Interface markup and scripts
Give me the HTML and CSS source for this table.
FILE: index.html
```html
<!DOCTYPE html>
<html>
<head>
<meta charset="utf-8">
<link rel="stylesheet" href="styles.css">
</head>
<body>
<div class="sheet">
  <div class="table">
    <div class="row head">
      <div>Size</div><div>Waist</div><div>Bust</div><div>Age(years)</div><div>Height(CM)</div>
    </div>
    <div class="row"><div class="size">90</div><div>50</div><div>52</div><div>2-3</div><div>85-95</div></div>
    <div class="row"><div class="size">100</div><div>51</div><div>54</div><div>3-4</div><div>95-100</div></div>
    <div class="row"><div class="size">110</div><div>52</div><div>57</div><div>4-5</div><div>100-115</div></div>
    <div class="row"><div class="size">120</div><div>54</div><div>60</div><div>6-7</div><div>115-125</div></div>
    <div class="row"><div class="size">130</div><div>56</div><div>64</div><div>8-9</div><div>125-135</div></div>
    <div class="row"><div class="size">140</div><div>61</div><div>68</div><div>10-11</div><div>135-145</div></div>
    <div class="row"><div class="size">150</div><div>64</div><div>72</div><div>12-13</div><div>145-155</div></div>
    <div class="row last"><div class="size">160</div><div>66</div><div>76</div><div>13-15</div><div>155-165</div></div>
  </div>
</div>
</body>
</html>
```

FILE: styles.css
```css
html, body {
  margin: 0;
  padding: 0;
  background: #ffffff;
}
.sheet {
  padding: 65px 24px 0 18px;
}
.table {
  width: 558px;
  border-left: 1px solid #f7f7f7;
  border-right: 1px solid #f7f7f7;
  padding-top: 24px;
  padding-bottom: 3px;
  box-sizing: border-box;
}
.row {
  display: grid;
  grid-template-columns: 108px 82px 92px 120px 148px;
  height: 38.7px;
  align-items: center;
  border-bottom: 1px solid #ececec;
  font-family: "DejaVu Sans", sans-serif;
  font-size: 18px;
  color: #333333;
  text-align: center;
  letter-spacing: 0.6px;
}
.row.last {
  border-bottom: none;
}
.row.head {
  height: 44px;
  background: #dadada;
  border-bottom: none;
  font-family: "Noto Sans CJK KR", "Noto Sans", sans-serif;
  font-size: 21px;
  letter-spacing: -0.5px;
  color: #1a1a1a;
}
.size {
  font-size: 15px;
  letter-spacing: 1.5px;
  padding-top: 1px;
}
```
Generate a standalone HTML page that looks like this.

### Directions
Using the records above, say how many lines include the string "this". Only the number is wanted.

### Written reply
2